Integritas menuntut konsistensi dan kesatuan antara pola pikir, perasaan, ucapan dan perilaku selaras dengan hati nurani dan norma yang berlaku di lingkungan organisasi serta hubungan sosial. Apabila kita melirik kembali perjalanan integritas Dakuri maka dibutuhkan upaya mulai dari membangun kesadaran diri, meluruskan pemahaman individu, mendapat dukungan komitmen bersama, hingga menjadikan integritas sebagai budaya yang memiliki nilai tambah bagi perkembangan organisasi.

Mari kita ulas setiap tahapan membangun budaya integritas sekaligus membantu Dakuri memetakan setiap tahapan tersebut, pertama melalui peningkatan kesadaran. Awal kesadaran manusia terbentuk melalui aktivitas berpikir yang melibatkan emosi dan motivasi sehingga akan mempengaruhi respon terhadap lingkungan kerja. Ketika informasi yang diterima dibawah kendali positif maka kecenderungan kita melakukan tindakan positif, sebaliknya juga demikian. Olehnya, penting optimalisasi dan massifitas issu integritas melalui media KIE (komunikasi, informasi dan edukasi) dilancarkan, memenuhi setiap sudut ruang kerja, disampaikan dalam ruang rapat, atau diselipkan dalam setiap obrolan bahkan candaan di kantin kantor.

Kedua, belajar dari pengalaman. Dibanyak situasi dan kondisi, kejadian penyelahgunaan kewenangan, pelanggaran atas peraturan, kelalaian, kesengajaan, sampai pada tindakan koruptif memberi pengalaman yang menarik, mulai dari kesempatan, niat, modus, pihak yang dilibatkan, sampai dampak kerusakan atau kerugian yang ditimbulkan. Dari pembelajaran dan pengalaman tersebut, kita tingkatkan kemampuan kontemplasi untuk menumbuhkan kesadaran risiko integritas. Mendalami pembelajaran dan pengalaman dapat dilakukan secara formal ataupun mandiri.
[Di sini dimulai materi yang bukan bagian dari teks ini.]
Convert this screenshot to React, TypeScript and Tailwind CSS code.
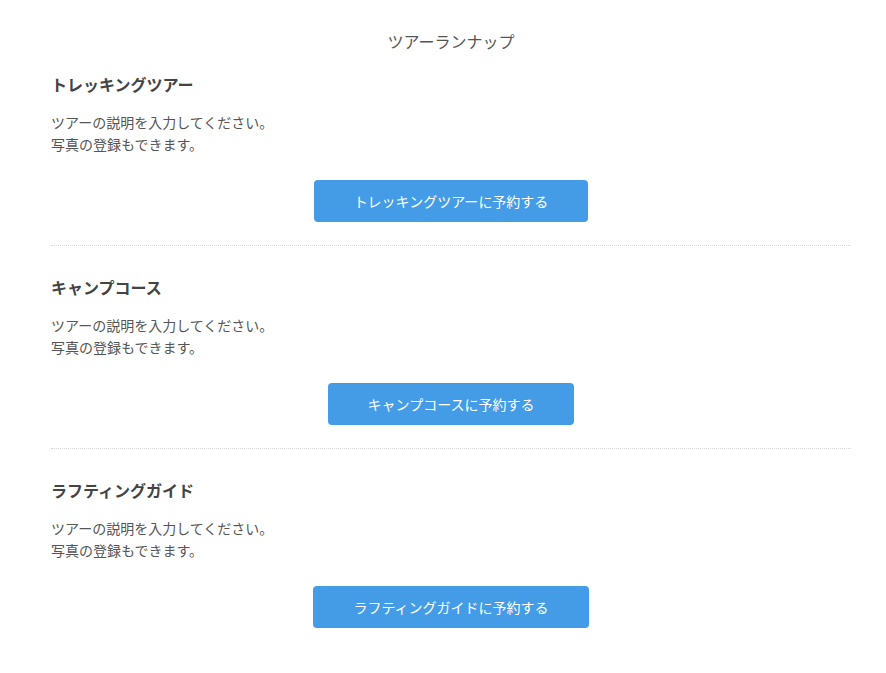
import React from "react";

const tours = [
  { name: "トレッキングツアー" },
  { name: "キャンプコース" },
  { name: "ラフティングガイド" },
];

export default function App() {
  return (
    <div
      className="min-h-[673px] bg-white text-[#555]"
      style={{ fontFamily: '"Noto Sans CJK JP", "Noto Sans", sans-serif' }}
    >
      <div className="ml-[51px] w-[800px] pt-[28px]">
        <h1 className="text-center text-[16px] leading-[26px] font-normal text-[#555]">
          ツアーランナップ
        </h1>
        <div className="mt-[17px]">
          {tours.map((t, i) => (
            <section
              key={t.name}
              className={
                i < tours.length - 1
                  ? "border-b border-dotted border-[#d4d4d4] pb-[23px] mb-[28px]"
                  : "pb-[23px]"
              }
            >
              <h2 className="text-[16px] leading-[26px] font-bold text-[#444]">
                {t.name}
              </h2>
              <p className="mt-[14px] text-[14px] leading-[22px] text-[#555]">
                ツアーの説明を入力してください。
                <br />
                写真の登録もできます。
              </p>
              <div className="mt-[25px] flex justify-center">
                <button className="h-[42px] px-[40px] rounded-[4px] bg-[#449ce6] text-white text-[14px]">
                  {t.name}に予約する
                </button>
              </div>
            </section>
          ))}
        </div>
      </div>
    </div>
  );
}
Ketiga, dukungan strategis. Memudahkan mendapat dukungan strategis, sebaiknya dimulai dengan menginisiasi gerakan integritas berbasis komunitas kreatif sampai meilbatkan dukungan manajemen (top, middle, lower). Puncak dukungan adalah komitmen semua pihak dan tingkat manajemen untuk melestarikan budaya integritas dalam organisasi.

Tiga tahap ini tentu saja belum ranum dan perlu dikembangkan, sekedar menuai pikiran dan gagasan karena teringat ungkapan Descartes ‘Cogito Ergo Sum’ (aku berpikir, maka aku ada). Minimal dengan secuil pikiran ini, integritas terjaga dimulai dari keadaan diri sendiri.

Penanda Integritas

Masih teringat dengan Dakuri yang memiliki kehendak melakukan perubahan besar dengan berbekal nilai-nilai integritas. Sepertinya ia memahami betul ungkapan ‘Et Volo, Ergo Sum’ (aku menghendaki, maka aku ada) sekaligus menghubungkan potongan pidato Elie Wiesel seorang novelis, filsuf dan humanitarian saat menerima Nobel Peace Prize tahun 1986 mengatakan ‘satu orang berintegritas dapat membuat perbedaan’. Bolehlah kita menambahkan sesuai impian Dakuri bahwa semua orang perlu untuk bercerita, punya harapan, dan tidak cukup hanya menjadi pembeda. Namun, berani dan lantang menyuarakan ‘bersama orang-orang berintegritas, kita buat perubahan’.

Akhirnya, siapapun kita, baik yang menuangkan coretan ini atau yang membacanya akan menjadi penanda bahwa kita cenderung memiliki harapan besar menjadikan nilai-nilai integritas bagian tak terpisah dari perubahan besar. Meskipun, awalnya kita hanya berandai menjadi pembeda seperti judul di awal ‘andai ku berintegritas’, namun tujuan yang diharapkan adalah menginspirasi kita memulai langkah membuat perubahan dan yakin ‘bisa ku berintegritas’.